You may need to modify the zone name in the path, and you can choose the TCP port (for VNC, it's offset by 5900, so the 5905 is :5 in VNC-speak).



 

 

 

Then, as yourself, you can start a VNC client

vncviewer :5

If that can't connect, then one possibility is that bhyve can't start because it doesn't have enough memory. One little trick to make sure there's enough headroom is to create a file in /tmp and then delete it immediately.
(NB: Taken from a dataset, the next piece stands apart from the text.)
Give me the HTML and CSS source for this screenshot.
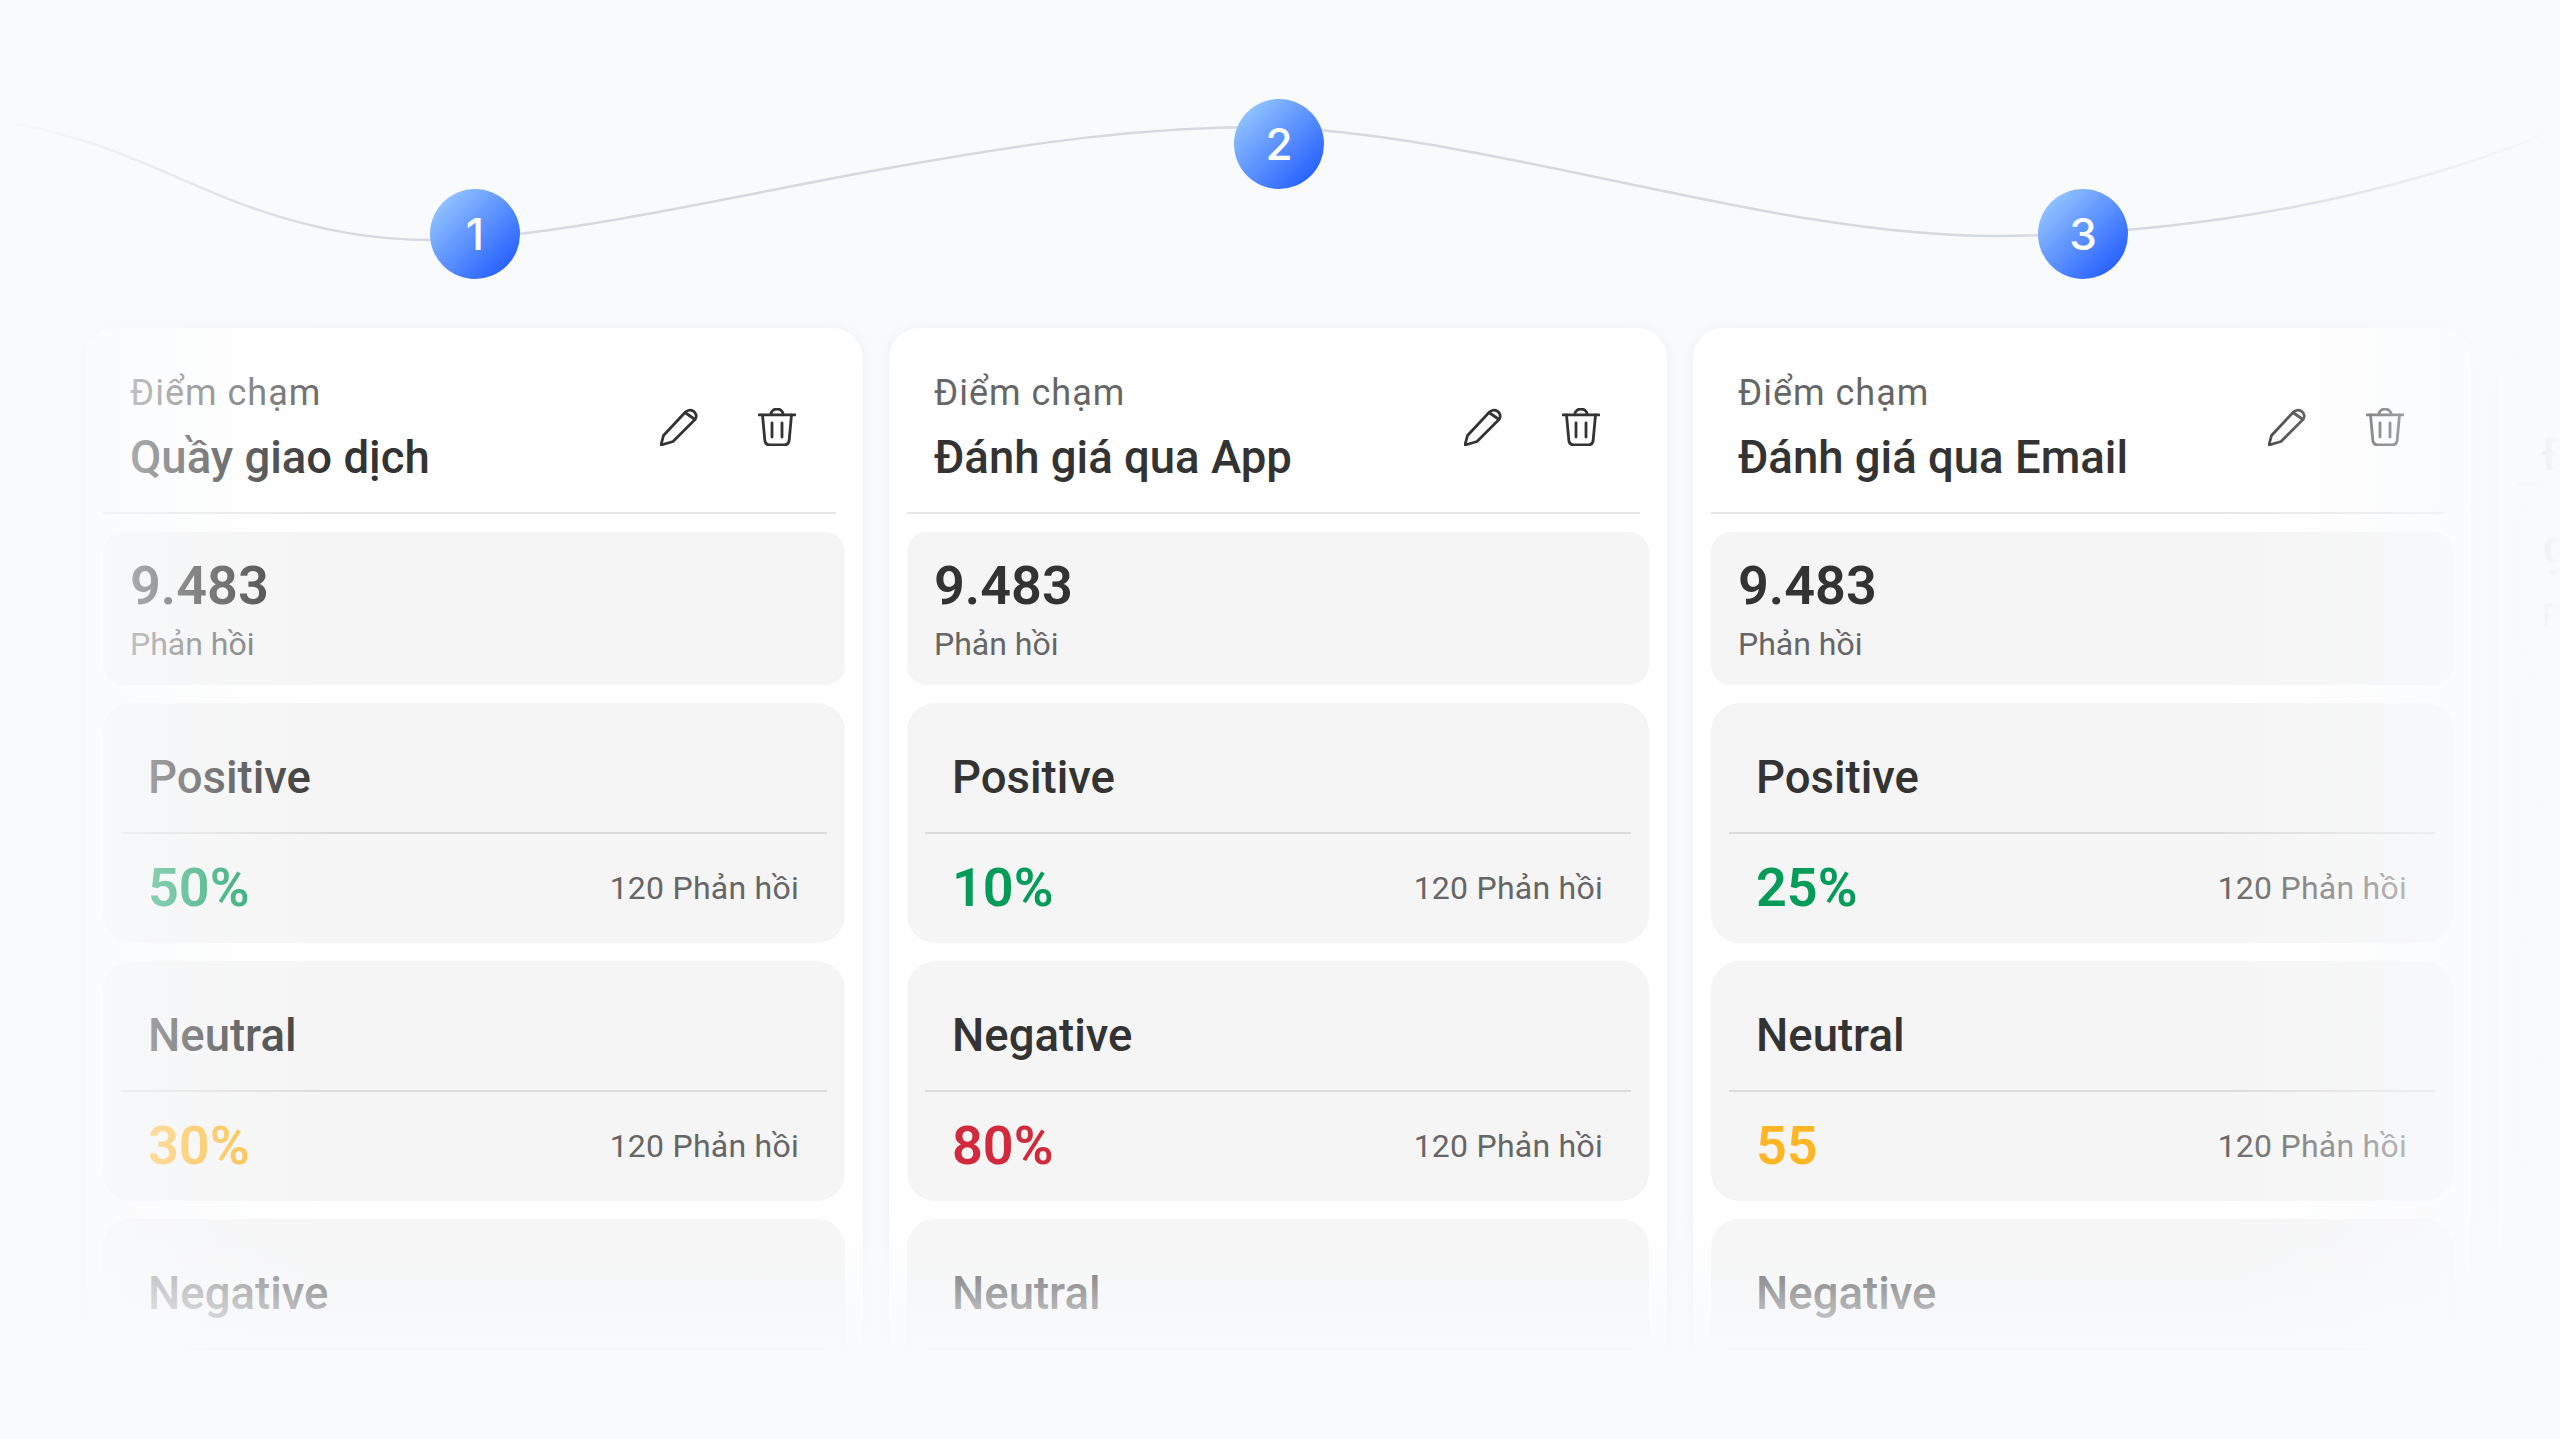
FILE: index.html
```html
<!DOCTYPE html>
<html>
<head>
  <meta charset="UTF-8">
  <title>Điểm chạm</title>
  <link rel="stylesheet" href="styles.css">
</head>
<body>
  <div class="page">
    <svg class="curve" viewBox="0 0 2560 300" width="2560" height="300" fill="none">
      <path d="M11 123C110 140 170 178 247 206C320 232 380 241 440 240C560 238 760 190 900 166C1030 143 1140 127 1260 127C1480 130 1770 238 2000 236C2200 234 2400 196 2560 128" stroke="#d5d9e0" stroke-width="2.5"/>
    </svg>

    <div class="columns">
      <div class="column">
        <div class="slot"><div class="node">1</div></div>
        <div class="card">
          <div class="card-head">
            <div class="head-text">
              <div class="head-label">Điểm chạm</div>
              <div class="head-title">Quầy giao dịch</div>
            </div>
            <div class="head-icons">
              <svg class="icon" viewBox="0 0 38 38"><use href="#pencil"/></svg>
              <svg class="icon" viewBox="0 0 38 38"><use href="#trash"/></svg>
            </div>
          </div>
          <div class="stat">
            <div class="stat-num">9.483</div>
            <div class="stat-label">Phản hồi</div>
          </div>
          <div class="section">
            <div class="section-title">Positive</div>
            <div class="section-row"><span class="pct green">50%</span><span class="count">120 Phản hồi</span></div>
          </div>
          <div class="section">
            <div class="section-title">Neutral</div>
            <div class="section-row"><span class="pct yellow">30%</span><span class="count">120 Phản hồi</span></div>
          </div>
          <div class="section">
            <div class="section-title">Negative</div>
            <div class="section-row"><span class="pct red">20%</span><span class="count">120 Phản hồi</span></div>
          </div>
        </div>
      </div>

      <div class="column">
        <div class="slot slot-high"><div class="node">2</div></div>
        <div class="card">
          <div class="card-head">
            <div class="head-text">
              <div class="head-label">Điểm chạm</div>
              <div class="head-title">Đánh giá qua App</div>
            </div>
            <div class="head-icons">
              <svg class="icon" viewBox="0 0 38 38"><use href="#pencil"/></svg>
              <svg class="icon" viewBox="0 0 38 38"><use href="#trash"/></svg>
            </div>
          </div>
          <div class="stat">
            <div class="stat-num">9.483</div>
            <div class="stat-label">Phản hồi</div>
          </div>
          <div class="section">
            <div class="section-title">Positive</div>
            <div class="section-row"><span class="pct green">10%</span><span class="count">120 Phản hồi</span></div>
          </div>
          <div class="section">
            <div class="section-title">Negative</div>
            <div class="section-row"><span class="pct red">80%</span><span class="count">120 Phản hồi</span></div>
          </div>
          <div class="section">
            <div class="section-title">Neutral</div>
            <div class="section-row"><span class="pct yellow">10%</span><span class="count">120 Phản hồi</span></div>
          </div>
        </div>
      </div>

      <div class="column">
        <div class="slot"><div class="node">3</div></div>
        <div class="card">
          <div class="card-head">
            <div class="head-text">
              <div class="head-label">Điểm chạm</div>
              <div class="head-title">Đánh giá qua Email</div>
            </div>
            <div class="head-icons">
              <svg class="icon" viewBox="0 0 38 38"><use href="#pencil"/></svg>
              <svg class="icon" viewBox="0 0 38 38"><use href="#trash"/></svg>
            </div>
          </div>
          <div class="stat">
            <div class="stat-num">9.483</div>
            <div class="stat-label">Phản hồi</div>
          </div>
          <div class="section">
            <div class="section-title">Positive</div>
            <div class="section-row"><span class="pct green">25%</span><span class="count">120 Phản hồi</span></div>
          </div>
          <div class="section">
            <div class="section-title">Neutral</div>
            <div class="section-row"><span class="pct yellow">55</span><span class="count">120 Phản hồi</span></div>
          </div>
          <div class="section">
            <div class="section-title">Negative</div>
            <div class="section-row"><span class="pct red">20%</span><span class="count">120 Phản hồi</span></div>
          </div>
        </div>
      </div>

      <!-- next card, only just showing at the right edge -->
      <div class="column">
        <div class="slot"></div>
        <div class="card card-short">
          <div class="card-head card-head-short">
            <div class="head-text">
              <div class="head-title">Đánh giá qua Web</div>
            </div>
          </div>
          <div class="stat">
            <div class="stat-num">9.483</div>
            <div class="stat-label">Phản hồi</div>
          </div>
          <div class="section">
            <div class="section-title">Positive</div>
            <div class="section-row"><span class="pct green">25%</span><span class="count">120 Phản hồi</span></div>
          </div>
          <div class="section">
            <div class="section-title">Neutral</div>
            <div class="section-row"><span class="pct yellow">55</span><span class="count">120 Phản hồi</span></div>
          </div>
        </div>
      </div>
    </div>

    <div class="fade fade-bottom"></div>
    <div class="fade fade-left"></div>
    <div class="fade fade-right"></div>

    <svg width="0" height="0" class="defs">
      <defs>
        <g id="pencil" fill="none" stroke="#333" stroke-width="2.8" stroke-linejoin="round" stroke-linecap="round">
          <path d="M1 37L3.5 27.5L25 4.5C27 2 30.5 1.5 33.5 3.2C36.5 5.4 37 9 35 11.5L13 33.5Z"/>
          <path d="M25 4.5L35 11.5"/>
        </g>
        <g id="trash" fill="none" stroke="#333" stroke-width="2.8" stroke-linecap="round" stroke-linejoin="round">
          <path d="M1 6.8H37"/>
          <path d="M13 6.8V6A6 5 0 0 1 25 6V6.8"/>
          <path d="M4.5 6.8L6.8 32C7.1 35.2 9 37 12 37H26C29 37 30.9 35.2 31.2 32L33.5 6.8"/>
          <path d="M14 15V29M24 15V29"/>
        </g>
      </defs>
    </svg>
  </div>
</body>
</html>
```

FILE: styles.css
```css
body {
  margin: 0;
  background: #f9fafc;
  font-family: Roboto, "Liberation Sans", sans-serif;
  color: #333;
}
.page {
  position: relative;
  width: 2560px;
  height: 1439px;
  overflow: hidden;
}
.curve {
  position: absolute;
  left: 0;
  top: 0;
}
.defs {
  position: absolute;
}
.columns {
  position: relative;
  display: flex;
  gap: 26px;
  padding-left: 85px;
}
.column {
  flex: 0 0 778px;
}
.slot {
  height: 328px;
  box-sizing: border-box;
  padding: 189px 0 0 2px;
  display: flex;
  justify-content: center;
}
.slot-high {
  padding-top: 99px;
}
.node {
  width: 90px;
  height: 90px;
  border-radius: 50%;
  background: linear-gradient(135deg, #a3d3ff, #1450ff);
  color: #fff;
  font-family: Inter, Roboto, sans-serif;
  font-size: 44px;
  font-weight: 500;
  display: flex;
  align-items: center;
  justify-content: center;
}
.card {
  background: #fff;
  border-radius: 30px;
  padding: 0 18px;
  height: 1200px;
  box-shadow: 0 0 12px rgba(60, 70, 90, 0.06);
}
.card-short {
  margin-top: 27px;
}
.card-head {
  height: 186px;
  box-sizing: border-box;
  margin-right: 9px;
  padding: 40px 0 0 27px;
  border-bottom: 2px solid #e6e6e6;
  display: flex;
  justify-content: space-between;
  align-items: flex-start;
}
.card-head-short {
  height: 130px;
}
.head-label {
  font-size: 36px;
  line-height: 50px;
  color: #666;
  letter-spacing: 1px;
}
.head-title {
  margin-top: 10px;
  font-size: 45.5px;
  line-height: 60px;
  font-weight: 500;
}
.card-head-short .head-title {
  margin-top: 30px;
}
.head-icons {
  display: flex;
  gap: 60px;
  margin: 40px 40px 0 0;
}
.icon {
  width: 38px;
  height: 38px;
}
.stat {
  margin-top: 18px;
  height: 153px;
  box-sizing: border-box;
  padding: 23px 27px 0;
  background: #f5f5f5;
  border-radius: 20px;
}
.stat-num {
  font-size: 54px;
  line-height: 62px;
  font-weight: 600;
}
.stat-label {
  font-size: 32px;
  line-height: 44px;
  margin-top: 5px;
  color: #666;
}
.section {
  margin-top: 18px;
  height: 240px;
  background: #f5f5f5;
  border-radius: 28px;
  padding: 0 18px;
}
.section-title {
  height: 131px;
  box-sizing: border-box;
  padding: 45px 0 0 27px;
  border-bottom: 2px solid #dcdcdc;
  font-size: 45.5px;
  line-height: 60px;
  font-weight: 500;
}
.section-row {
  height: 109px;
  box-sizing: border-box;
  padding: 0 28px 2px 27px;
  display: flex;
  justify-content: space-between;
  align-items: center;
}
.pct {
  font-size: 54px;
  font-weight: 600;
}
.count {
  font-size: 32px;
  color: #666;
  letter-spacing: 0.25px;
}
.green {
  color: #059c5a;
}
.yellow {
  color: #ffb626;
}
.red {
  color: #d12a3c;
}
.fade {
  position: absolute;
}
.fade-bottom {
  left: 0;
  right: 0;
  top: 1200px;
  bottom: 0;
  background: linear-gradient(to bottom, rgba(249, 250, 252, 0), rgba(249, 250, 252, 0.88) 145px, #f9fafc 165px);
}
.fade-left {
  left: 0;
  top: 0;
  bottom: 0;
  width: 330px;
  background: linear-gradient(to right, #f9fafc, rgba(249, 250, 252, 0));
}
.fade-right {
  right: 0;
  top: 0;
  bottom: 0;
  width: 340px;
  background: linear-gradient(to left, #f9fafc, rgba(249, 250, 252, 0));
}
```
mkfile 1200m /tmp/1200m ; rm /tmp/1200m

You can then log in to the live environment. And do an install like so:

./live_install.sh -G c1t0d0


 


 

 

 

and the install will carry on

 




 

 

 

 

If you want to run this, you have to avoid booting off the CD. The way to do this is to remove the cdrom from the zone specification before you reboot the guest, like so:

zonecfg -z bhyve1 remove attr name=cdrom
zonecfg -z bhyve1 remove fs dir=/var/tmp/tribblix-0m24.1.iso special=/var/tmp/tribblix-0m24.1.iso
zoneadm -z bhyve1 reboot

Obviously, adjusted for the zone name and the ISO file name. I need to teach zap how to do this properly. And then start socat again (if you stopped it) and reconnect using VNC.

You may need to fiddle the networking in the installed guest. The exclusive-ip setting here will force the guest to use the given address. That's unlikely to work terribly well, as the chances of allocating the same address that DHCP would hand out are pretty remote. So to get it on the network you may have to fiddle in the guest by hand.

svcadm disable network/physical:nwam
echo "192.168.0.236/24" > /etc/hostname.vioif0
echo "192.168.0.1" > /etc/defaultrouter
svcadm enable network/physical:default

and populate /etc/resolv.conf with something relevant so that dns works

echo "nameserver 8.8.8.8" > /etc/resolv.conf



 

 

 

 

 

 

Once you're done, you can destroy the zone with

zap destroy-zone -z bhyve1

which will also destroy the ZFS volume it was using.

While the above refers to installing Tribblix inside Bhyve, the same general procedure ought to work to install other illumos distributions.